[Given exercise]
Copy all lines holding the word "React" from the entries.

[Given records]
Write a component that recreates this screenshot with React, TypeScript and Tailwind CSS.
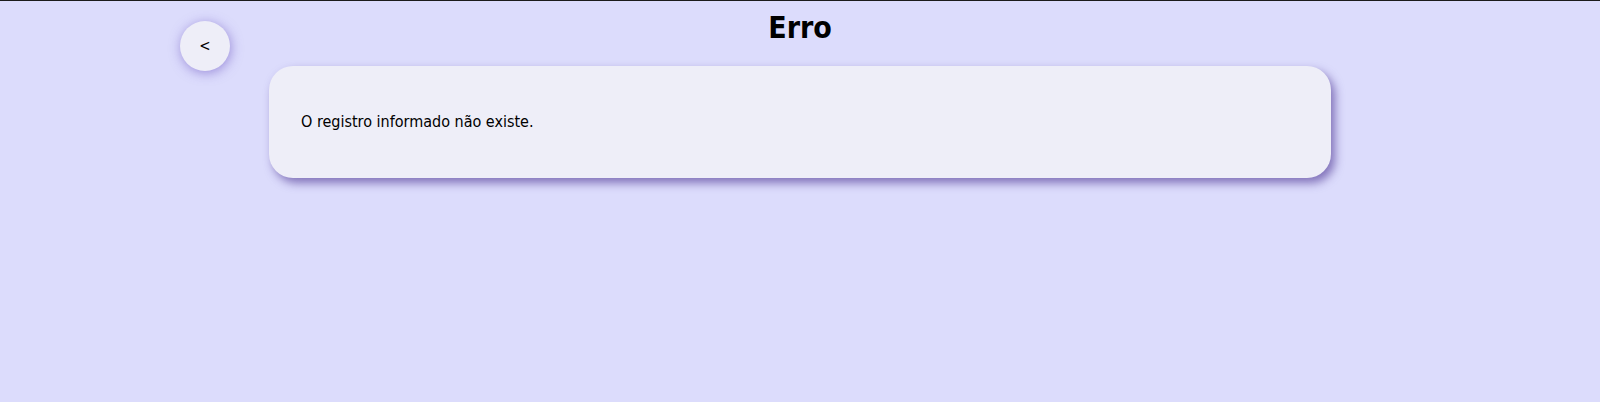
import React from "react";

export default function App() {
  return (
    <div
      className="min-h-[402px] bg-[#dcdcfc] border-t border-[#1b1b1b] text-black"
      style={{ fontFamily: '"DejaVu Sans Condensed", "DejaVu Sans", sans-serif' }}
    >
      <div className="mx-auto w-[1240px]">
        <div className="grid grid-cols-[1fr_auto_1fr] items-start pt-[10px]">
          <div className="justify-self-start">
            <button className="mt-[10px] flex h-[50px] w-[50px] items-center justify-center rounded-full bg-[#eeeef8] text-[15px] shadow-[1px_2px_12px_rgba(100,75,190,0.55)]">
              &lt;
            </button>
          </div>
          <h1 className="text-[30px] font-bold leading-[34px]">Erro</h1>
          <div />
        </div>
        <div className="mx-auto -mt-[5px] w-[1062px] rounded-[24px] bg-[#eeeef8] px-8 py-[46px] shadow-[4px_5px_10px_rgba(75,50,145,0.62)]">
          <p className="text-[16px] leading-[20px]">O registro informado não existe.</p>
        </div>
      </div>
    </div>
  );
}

* * *

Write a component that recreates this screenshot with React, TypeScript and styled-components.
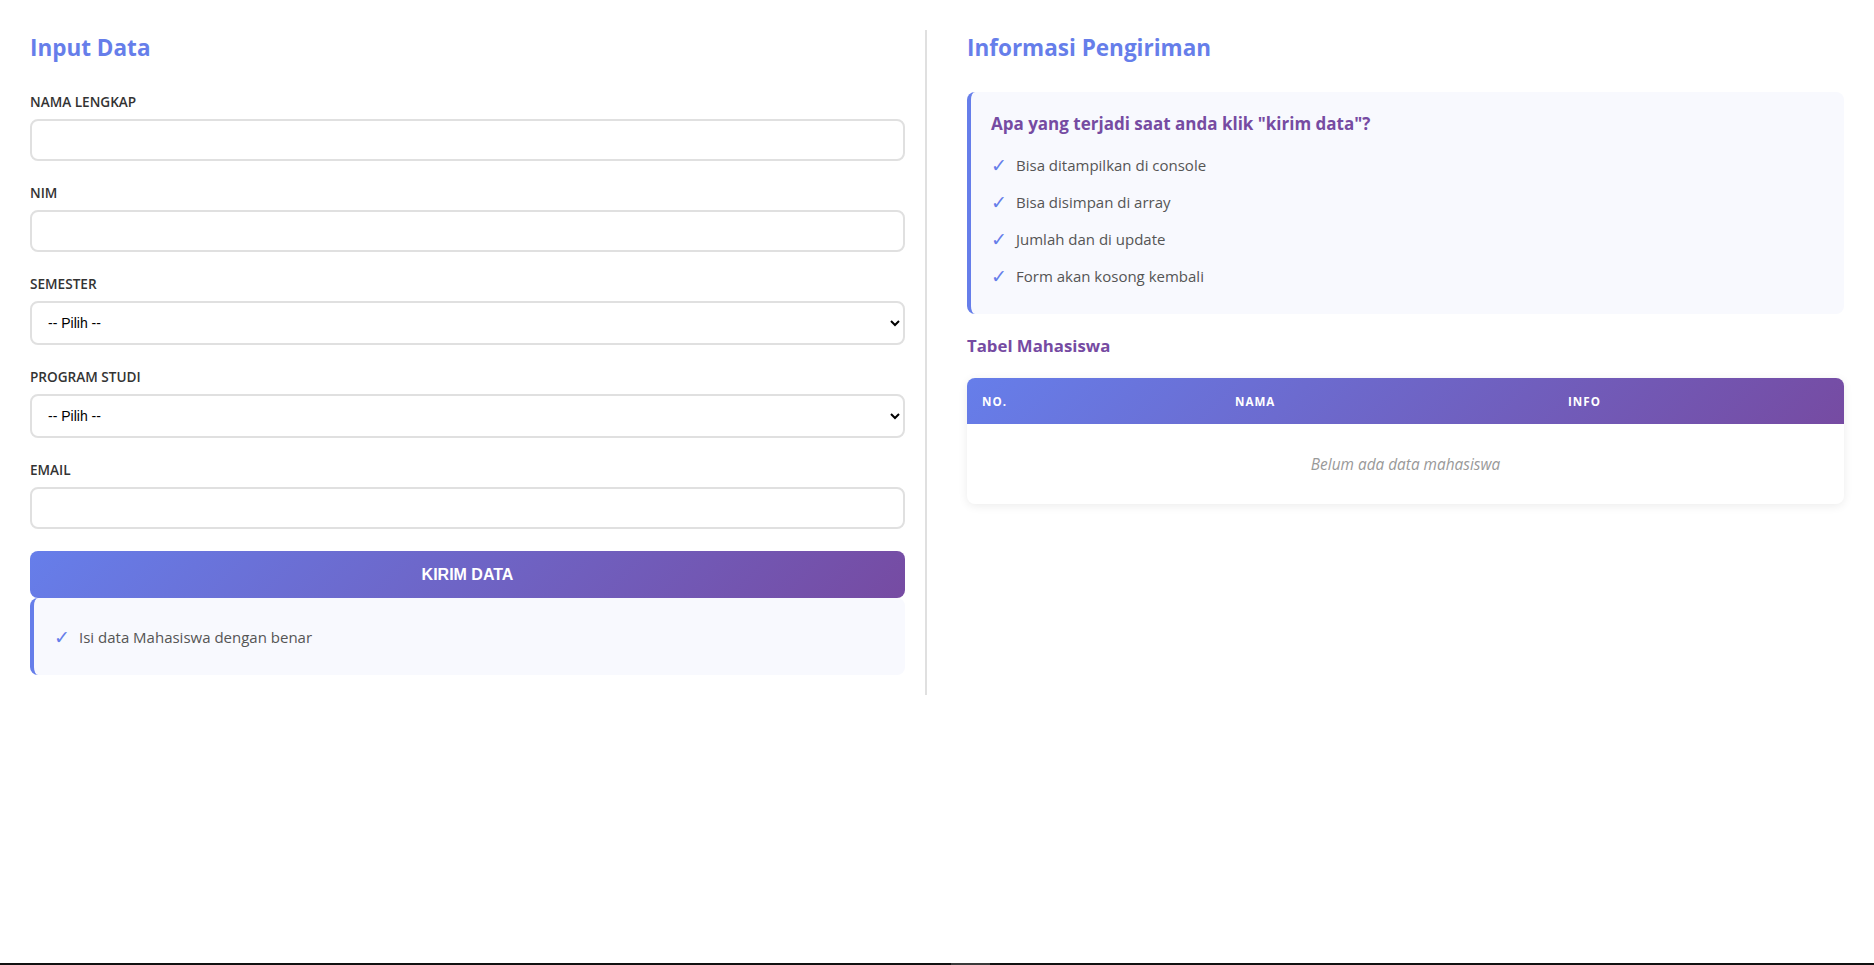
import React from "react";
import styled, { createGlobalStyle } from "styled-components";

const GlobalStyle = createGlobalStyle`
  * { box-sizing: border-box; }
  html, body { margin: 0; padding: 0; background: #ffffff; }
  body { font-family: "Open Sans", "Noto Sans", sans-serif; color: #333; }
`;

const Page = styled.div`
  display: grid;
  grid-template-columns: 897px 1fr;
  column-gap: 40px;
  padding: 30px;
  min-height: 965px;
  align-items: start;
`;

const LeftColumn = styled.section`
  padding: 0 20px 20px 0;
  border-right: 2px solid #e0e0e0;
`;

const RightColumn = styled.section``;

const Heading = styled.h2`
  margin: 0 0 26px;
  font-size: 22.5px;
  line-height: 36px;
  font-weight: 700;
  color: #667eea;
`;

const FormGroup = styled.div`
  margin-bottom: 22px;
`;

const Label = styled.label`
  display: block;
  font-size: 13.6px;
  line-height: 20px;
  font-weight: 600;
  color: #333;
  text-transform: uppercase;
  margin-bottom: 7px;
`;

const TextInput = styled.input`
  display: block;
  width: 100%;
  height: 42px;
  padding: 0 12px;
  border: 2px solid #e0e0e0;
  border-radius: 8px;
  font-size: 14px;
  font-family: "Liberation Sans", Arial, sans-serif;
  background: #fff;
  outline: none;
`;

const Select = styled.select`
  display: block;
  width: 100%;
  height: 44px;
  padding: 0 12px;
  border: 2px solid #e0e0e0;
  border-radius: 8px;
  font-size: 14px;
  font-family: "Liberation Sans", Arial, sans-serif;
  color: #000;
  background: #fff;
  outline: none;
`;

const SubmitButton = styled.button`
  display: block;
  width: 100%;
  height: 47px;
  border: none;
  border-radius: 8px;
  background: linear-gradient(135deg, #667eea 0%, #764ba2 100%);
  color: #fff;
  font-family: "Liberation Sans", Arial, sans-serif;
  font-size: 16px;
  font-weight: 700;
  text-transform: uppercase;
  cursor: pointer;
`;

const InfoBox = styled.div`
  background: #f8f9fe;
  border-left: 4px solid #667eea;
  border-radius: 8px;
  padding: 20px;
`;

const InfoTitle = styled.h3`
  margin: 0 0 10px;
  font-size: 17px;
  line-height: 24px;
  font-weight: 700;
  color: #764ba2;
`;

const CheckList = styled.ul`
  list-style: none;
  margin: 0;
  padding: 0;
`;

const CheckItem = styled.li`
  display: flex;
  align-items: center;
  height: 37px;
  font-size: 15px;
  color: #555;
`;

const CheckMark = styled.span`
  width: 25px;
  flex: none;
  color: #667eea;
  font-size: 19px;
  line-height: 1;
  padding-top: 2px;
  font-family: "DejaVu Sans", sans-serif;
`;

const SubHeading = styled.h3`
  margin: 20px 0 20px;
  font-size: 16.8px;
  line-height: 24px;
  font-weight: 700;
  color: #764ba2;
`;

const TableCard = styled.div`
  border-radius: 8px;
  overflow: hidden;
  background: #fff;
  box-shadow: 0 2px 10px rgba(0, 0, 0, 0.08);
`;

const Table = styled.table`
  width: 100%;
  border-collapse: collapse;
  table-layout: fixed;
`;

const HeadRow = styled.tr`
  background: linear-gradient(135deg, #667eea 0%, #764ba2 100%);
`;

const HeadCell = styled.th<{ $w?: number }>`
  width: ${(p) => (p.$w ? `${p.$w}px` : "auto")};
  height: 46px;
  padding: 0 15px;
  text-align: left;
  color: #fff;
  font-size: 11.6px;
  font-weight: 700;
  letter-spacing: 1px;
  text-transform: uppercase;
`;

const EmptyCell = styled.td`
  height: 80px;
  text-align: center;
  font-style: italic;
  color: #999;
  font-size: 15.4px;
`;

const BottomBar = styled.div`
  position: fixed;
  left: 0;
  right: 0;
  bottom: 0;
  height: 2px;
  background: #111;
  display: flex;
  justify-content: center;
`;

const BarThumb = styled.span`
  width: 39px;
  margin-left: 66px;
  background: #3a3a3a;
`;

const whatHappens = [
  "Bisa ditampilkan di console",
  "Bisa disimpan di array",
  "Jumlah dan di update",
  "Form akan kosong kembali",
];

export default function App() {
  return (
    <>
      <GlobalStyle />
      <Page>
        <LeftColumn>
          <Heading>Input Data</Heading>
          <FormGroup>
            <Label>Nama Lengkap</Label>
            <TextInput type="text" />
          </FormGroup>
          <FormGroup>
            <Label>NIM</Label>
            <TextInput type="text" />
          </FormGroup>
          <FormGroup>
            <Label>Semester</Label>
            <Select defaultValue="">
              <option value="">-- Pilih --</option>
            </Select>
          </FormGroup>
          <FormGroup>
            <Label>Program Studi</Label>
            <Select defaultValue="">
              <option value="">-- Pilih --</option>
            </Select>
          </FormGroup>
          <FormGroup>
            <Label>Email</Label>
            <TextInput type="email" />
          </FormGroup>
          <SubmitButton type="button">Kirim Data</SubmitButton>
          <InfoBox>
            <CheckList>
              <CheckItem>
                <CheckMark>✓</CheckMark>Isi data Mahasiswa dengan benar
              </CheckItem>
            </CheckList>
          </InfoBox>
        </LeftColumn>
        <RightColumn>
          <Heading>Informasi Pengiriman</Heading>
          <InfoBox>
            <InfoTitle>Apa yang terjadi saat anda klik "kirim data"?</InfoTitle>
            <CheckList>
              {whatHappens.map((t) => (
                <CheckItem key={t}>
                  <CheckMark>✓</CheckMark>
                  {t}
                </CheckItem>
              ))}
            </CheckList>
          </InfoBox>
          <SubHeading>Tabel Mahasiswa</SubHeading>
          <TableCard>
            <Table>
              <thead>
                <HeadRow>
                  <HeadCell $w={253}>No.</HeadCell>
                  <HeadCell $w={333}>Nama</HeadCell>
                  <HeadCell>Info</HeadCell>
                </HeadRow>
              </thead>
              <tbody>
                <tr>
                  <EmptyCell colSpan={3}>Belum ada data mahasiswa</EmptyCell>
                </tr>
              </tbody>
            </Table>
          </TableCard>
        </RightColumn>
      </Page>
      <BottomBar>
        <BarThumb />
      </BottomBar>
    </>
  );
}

[Written answer]
Write a component that recreates this screenshot with React, TypeScript and Tailwind CSS.
import React from "react";
Write a component that recreates this screenshot with React, TypeScript and styled-components.
import React from "react";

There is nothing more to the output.